Question

give a geometric description of the set of points in space whose coordinates satisfy the given pairs of equations.

Answer 1

x=2 y=3

y=0 z=0

x^2+y^2=4 z= 0

Answer 2

What is it exactly asking me to do?

Answer 3

For the first problem, how would you describe (in 3D space) the set of all points (x,y,z) where x=2 and y=3?

Answer 4

It would be in the xy plane

Answer 5

Would it?

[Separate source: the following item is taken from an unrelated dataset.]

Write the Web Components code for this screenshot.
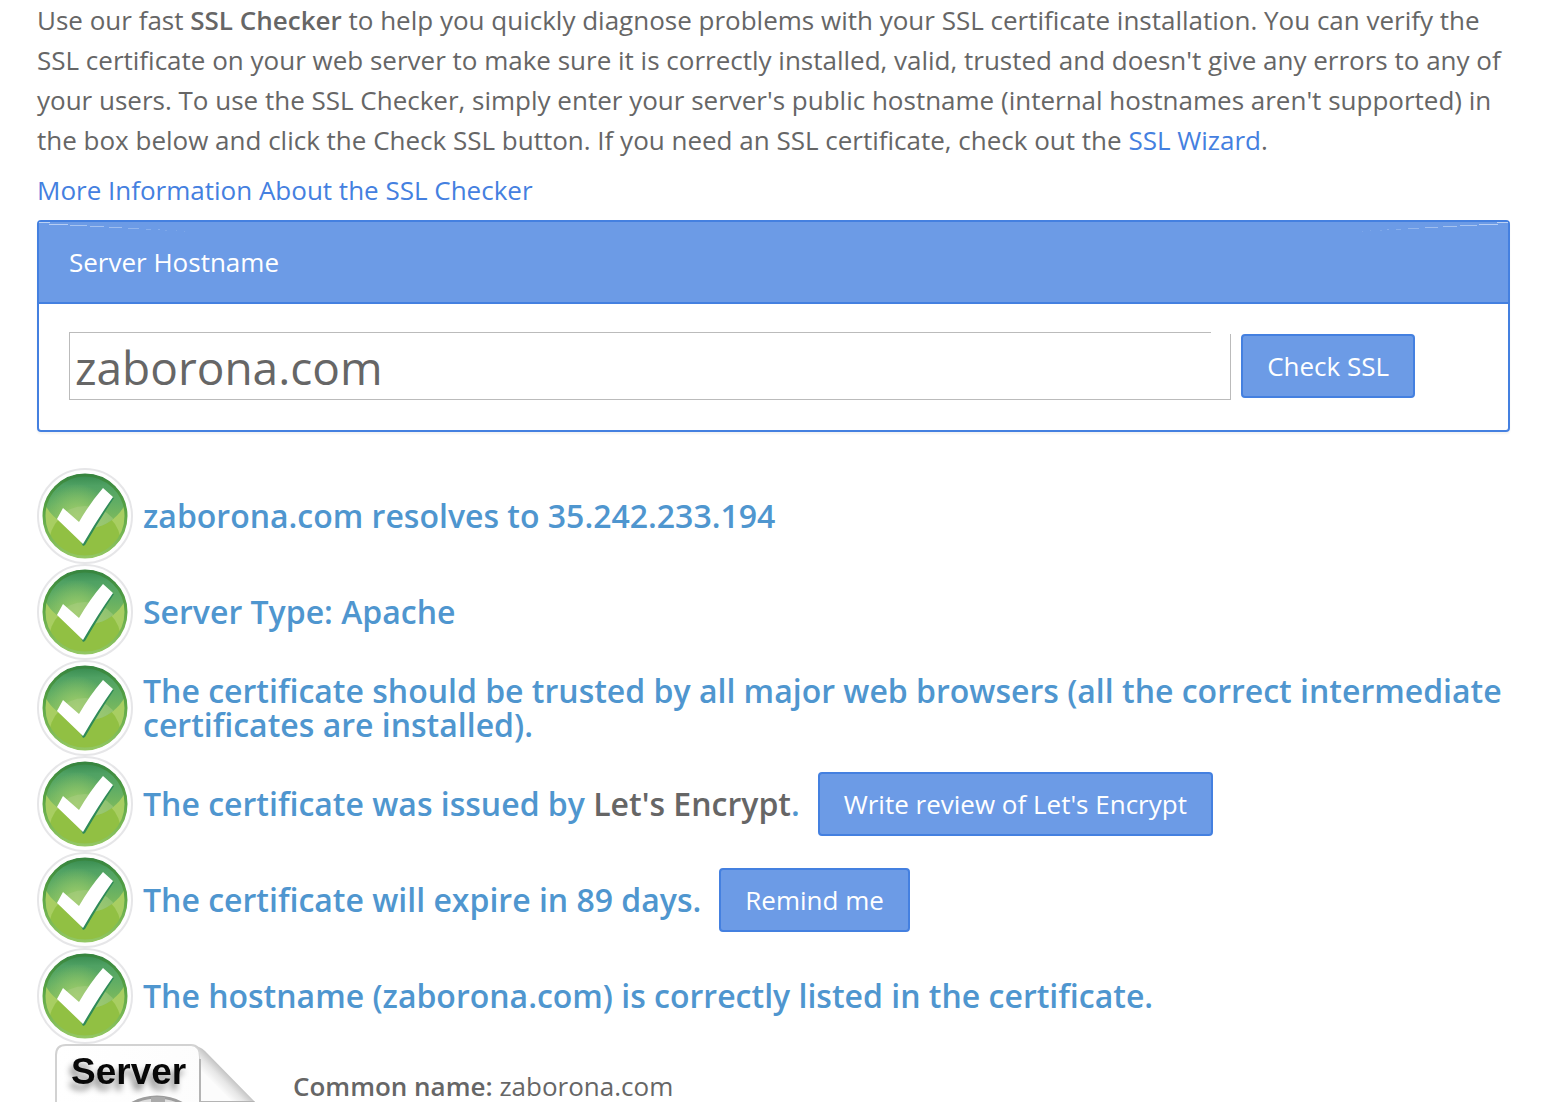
<!DOCTYPE html>
<html lang="en">
<head>
<meta charset="utf-8">
<meta name="viewport" content="width=device-width, initial-scale=1">
<title>SSL Checker</title>
<style>
  body {
    margin: 0;
    background: #fff;
    color: #666;
    font: 26px/40px "Open Sans", "Noto Sans", sans-serif;
    --blue: #4480e0;
    --blue-light: #6c9be6;
    --heading: #4f96cf;
  }
</style>
</head>
<body>
<ssl-page>
  <ssl-intro slot="intro"></ssl-intro>
  <hostname-panel></hostname-panel>
  <check-list>
    <check-row>zaborona.com resolves to 35.242.233.194</check-row>
    <check-row>Server Type: Apache</check-row>
    <check-row>The certificate should be trusted by all major web browsers (all the correct intermediate certificates are installed).</check-row>
    <check-row>The certificate was issued by <issuer-name>Let's Encrypt</issuer-name>.<blue-button slot="action">Write review of Let's Encrypt</blue-button></check-row>
    <check-row>The certificate will expire in 89 days.<blue-button slot="action">Remind me</blue-button></check-row>
    <check-row>The hostname (zaborona.com) is correctly listed in the certificate.</check-row>
  </check-list>
  <cert-card label="Common name:">zaborona.com</cert-card>
</ssl-page>

<script>
class SslPage extends HTMLElement {
  connectedCallback() {
    this.attachShadow({ mode: 'open' });
    this.shadowRoot.innerHTML = `
      <style>
        :host {
          display: block;
          box-sizing: border-box;
          height: 100vh;
          overflow: hidden;
          padding: 0 48px 0 37px;
        }
      </style>
      <slot name="intro"></slot>
      <slot></slot>
    `;
  }
}
customElements.define('ssl-page', SslPage);

class SslIntro extends HTMLElement {
  connectedCallback() {
    this.attachShadow({ mode: 'open' });
    this.shadowRoot.innerHTML = `
      <style>
        :host { display: block; }
        p { margin: 0 0 10px; }
        b { font-weight: 600; }
        a { color: var(--blue); text-decoration: none; }
      </style>
      <p>Use our fast <b>SSL Checker</b> to help you quickly diagnose problems with your SSL certificate installation. You can verify the SSL certificate on your web server to make sure it is correctly installed, valid, trusted and doesn't give any errors to any of your users. To use the SSL Checker, simply enter your server's public hostname (internal hostnames aren't supported) in the box below and click the Check SSL button. If you need an SSL certificate, check out the <a href="#">SSL Wizard</a>.</p>
      <p><a href="#">More Information About the SSL Checker</a></p>
    `;
  }
}
customElements.define('ssl-intro', SslIntro);

class BlueButton extends HTMLElement {
  connectedCallback() {
    this.attachShadow({ mode: 'open' });
    this.shadowRoot.innerHTML = `
      <style>
        :host { display: inline-block; }
        button {
          display: block;
          height: 64px;
          padding: 0 24px;
          border: 2px solid var(--blue);
          border-radius: 4px;
          background: var(--blue-light);
          color: #fff;
          font: 400 26px/40px "Open Sans", "Noto Sans", sans-serif;
          white-space: nowrap;
          cursor: pointer;
        }
      </style>
      <button type="button"><slot></slot></button>
    `;
  }
}
customElements.define('blue-button', BlueButton);

class HostnamePanel extends HTMLElement {
  connectedCallback() {
    this.attachShadow({ mode: 'open' });
    const streaks = `
      <g fill="#fff">
        <path d="M0 0h11v1H0z" opacity=".55"/>
        <path d="M10 2h19v1H10z" opacity=".5"/>
        <path d="M31 3h17v1H31z" opacity=".4"/>
        <path d="M51 4h14v1H51z" opacity=".38"/>
        <path d="M70 5h13v1H70z" opacity=".34"/>
        <path d="M89 6h11v1H89z" opacity=".26"/>
        <path d="M107 7h5v1h-5zM119 7h2v1h-2z" opacity=".2"/>
        <path d="M126 8h2v1h-2zM137 8h1v1h-1zM145 9h1v1h-1z" opacity=".12"/>
      </g>`;
    this.shadowRoot.innerHTML = `
      <style>
        :host {
          display: block;
          border: 2px solid var(--blue);
          border-radius: 4px;
          box-shadow: 0 2px 2px rgba(0, 0, 0, 0.05);
        }
        header {
          position: relative;
          padding: 20px 30px;
          border-bottom: 2px solid var(--blue);
          background: var(--blue-light);
          color: #fff;
        }
        header svg {
          position: absolute;
          top: 0;
          left: 0;
        }
        header svg + svg {
          left: auto;
          right: 0;
          transform: scaleX(-1);
        }
        form {
          display: flex;
          align-items: center;
          gap: 10px;
          margin: 0;
          padding: 28px 93px 30px 30px;
        }
        input {
          flex: 1;
          min-width: 0;
          box-sizing: border-box;
          height: 68px;
          padding: 2px 6px 0;
          border: 0;
          outline: 0;
          color: #666;
          font: 46px/60px "Open Sans", "Noto Sans", sans-serif;
          /* thin inset frame, open at the top right corner */
          background:
            linear-gradient(#bbb, #bbb) 0 0 / calc(100% - 20px) 1px no-repeat,
            linear-gradient(#bbb, #bbb) 0 0 / 1px 100% no-repeat,
            linear-gradient(#bbb, #bbb) 0 100% / 100% 1px no-repeat,
            linear-gradient(#bbb, #bbb) 100% 2px / 1px 100% no-repeat,
            #fff;
        }
      </style>
      <header>
        <svg width="160" height="12" aria-hidden="true">${streaks}</svg>
        <svg width="160" height="12" aria-hidden="true">${streaks}</svg>
        <label for="hostname">Server Hostname</label>
      </header>
      <form>
        <input id="hostname" type="text" value="zaborona.com" spellcheck="false">
        <blue-button>Check SSL</blue-button>
      </form>
    `;
  }
}
customElements.define('hostname-panel', HostnamePanel);

class CheckList extends HTMLElement {
  connectedCallback() {
    this.attachShadow({ mode: 'open' });
    this.shadowRoot.innerHTML = `
      <style>
        :host { display: block; margin-top: 36px; }
      </style>
      <slot></slot>
    `;
  }
}
customElements.define('check-list', CheckList);

class IssuerName extends HTMLElement {
  connectedCallback() {
    this.attachShadow({ mode: 'open' });
    // kept on one line, whitespace here would show up before the full stop
    this.shadowRoot.innerHTML = `<style>:host { display: inline; color: #666; }</style><slot></slot>`;
  }
}
customElements.define('issuer-name', IssuerName);

class CheckIcon extends HTMLElement {
  connectedCallback() {
    this.attachShadow({ mode: 'open' });
    this.shadowRoot.innerHTML = `
      <style>
        :host { display: block; width: 96px; height: 96px; }
        svg { display: block; }
      </style>
      <svg width="96" height="96" viewBox="0 0 96 96" aria-hidden="true">
        <defs>
          <linearGradient id="top" gradientUnits="userSpaceOnUse" x1="0" y1="6" x2="0" y2="64">
            <stop offset="0" stop-color="#35894d"/>
            <stop offset=".2" stop-color="#4fa163"/>
            <stop offset=".5" stop-color="#62ae64"/>
            <stop offset="1" stop-color="#8fc257"/>
          </linearGradient>
          <radialGradient id="glow" gradientUnits="userSpaceOnUse" cx="40" cy="48" r="32">
            <stop offset="0" stop-color="#a4cf6c"/>
            <stop offset=".5" stop-color="#96c968" stop-opacity=".6"/>
            <stop offset="1" stop-color="#96c968" stop-opacity="0"/>
          </radialGradient>
          <linearGradient id="rim" x1="0" y1="0" x2="0" y2="1">
            <stop offset="0" stop-color="#37853f"/>
            <stop offset=".45" stop-color="#5ba645"/>
            <stop offset="1" stop-color="#93c763"/>
          </linearGradient>
          <clipPath id="disc"><circle cx="48" cy="48" r="42"/></clipPath>
          <clipPath id="bowl"><circle cx="48" cy="16" r="45"/></clipPath>
        </defs>
        <circle cx="48" cy="48" r="47" fill="#fefefe" stroke="#e6e6e8" stroke-width="2"/>
        <g clip-path="url(#disc)">
          <path d="M0 0h96v96H0z" fill="#a8ce62"/>
          <circle cx="48" cy="76" r="36" fill="#91c043"/>
          <circle cx="48" cy="16" r="45" fill="url(#top)"/>
          <circle cx="48" cy="16" r="45" fill="url(#glow)"/>
          <g clip-path="url(#bowl)"><circle cx="48" cy="76" r="38" fill="#a9cd84" opacity=".5"/></g>
        </g>
        <circle cx="48" cy="48" r="41" fill="none" stroke="url(#rim)" stroke-width="3"/>
        <path d="M77 30Q63 51 48 77l-2 1-2-4 30-45z" fill="#2f8a58"/>
        <path d="m20 51 6-11 16 14Q53 35 66 20l10 9Q61 50 46 76z" fill="#fff"/>
      </svg>
    `;
  }
}
customElements.define('check-icon', CheckIcon);

class CheckRow extends HTMLElement {
  connectedCallback() {
    this.attachShadow({ mode: 'open' });
    this.shadowRoot.innerHTML = `
      <style>
        :host {
          display: flex;
          align-items: center;
          min-height: 96px;
        }
        check-icon { flex: none; margin-right: 10px; }
        h3 {
          margin: 0;
          color: var(--heading);
          font-size: 32px;
          font-weight: 600;
          line-height: 34px;
        }
        ::slotted(blue-button) { flex: none; margin-left: 18px; }
      </style>
      <check-icon></check-icon>
      <h3><slot></slot></h3>
      <slot name="action"></slot>
    `;
  }
}
customElements.define('check-row', CheckRow);

class ServerIcon extends HTMLElement {
  connectedCallback() {
    this.attachShadow({ mode: 'open' });
    this.shadowRoot.innerHTML = `
      <style>
        :host { display: block; width: 256px; }
        svg { display: block; }
        text {
          font: 700 37px "Liberation Sans", sans-serif;
          filter: drop-shadow(-3px 6px 3px rgba(0, 0, 0, 0.45));
        }
      </style>
      <svg width="256" height="256" viewBox="0 0 256 256" role="img" aria-label="Server">
        <defs>
          <linearGradient id="sheet" x1="0" x2="1">
            <stop offset="0" stop-color="#fff"/>
            <stop offset=".9" stop-color="#fcfcfc"/>
            <stop offset="1" stop-color="#e6e6e6"/>
          </linearGradient>
          <linearGradient id="fold" gradientUnits="userSpaceOnUse" x1="192" y1="29" x2="179" y2="42">
            <stop offset="0" stop-color="#bdbdbd"/>
            <stop offset=".5" stop-color="#e6e6e6"/>
            <stop offset="1" stop-color="#fcfcfc"/>
          </linearGradient>
        </defs>
        <path d="M19 256V11q0-10 10-10h125q9 0 9 12v45h54v198z" fill="url(#sheet)" stroke="#d2d2d2" stroke-width="2"/>
        <path d="M154 1q9 2 9 14v43h55L168 7q-5-5-14-6z" fill="url(#fold)"/>
        <path d="M163 15v43h54" fill="none" stroke="#b4b4b4" stroke-width="2"/>
        <circle cx="120" cy="104" r="51" fill="#dedede" stroke="#9d9d9d" stroke-width="3"/>
        <path d="M114 53h14v12h-14z" fill="#aaa"/>
        <text x="34" y="40" fill="#080808">Server</text>
      </svg>
    `;
  }
}
customElements.define('server-icon', ServerIcon);

class CertCard extends HTMLElement {
  connectedCallback() {
    this.attachShadow({ mode: 'open' });
    this.shadowRoot.innerHTML = `
      <style>
        :host { display: flex; align-items: flex-start; }
        server-icon { flex: none; }
        p { margin: 0; padding-top: 22px; }
        b { font-weight: 600; }
      </style>
      <server-icon></server-icon>
      <p><b>${this.getAttribute('label')}</b> <slot></slot></p>
    `;
  }
}
customElements.define('cert-card', CertCard);
</script>
</body>
</html>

If x=2 and y=3 are the only requirements, then couldn't z be anything?

Answer 6

It would be in the xy plane perpendicular to the z

Answer 7

Here's what the point (2,3,0) would look like, right?

Answer 8

Yes

Answer 9

And here's x=2, y=3, z=anything

Answer 10

So it would be in the xyz plane?

Answer 11

The xz plane

Answer 12

All three of the problems are in 3D space (not necessarily in a single "plane"). I think what they're looking for in the first one is:
"A line perpendicular to the xy-plane at x=2, y=3"

Answer 13

The line through (2,3,0) is parallel to the z-axis

Answer 14

@DDCamp why wouldn't it just be a line segment origin to point (2,3)

Answer 15

How did they get that

Answer 16

@Ashley1nOnly It is parallel to the z-axis, but the z-axis is perpendicular to the xy-plane. It's two ways of saying the same thing.

Answer 17

@triciaal The problem says "set of points in space whose coordinates satisfy the given pairs of equations." The points on the line segment you described don't satisfy the conditions that x=2 and y=3.

Answer 18

of course it does (2,3,0) (x,y,z)

Answer 19

The line through (2,3,0) is parallel to the z-axis

was the answer. How is it parallel to the z-axis, it looks perpendicular

Answer 20

So it in the xy plane and its parallel to the z axis

Answer 21

The next one is it on the x plane?

Answer 22

the last one a circle in the xy plane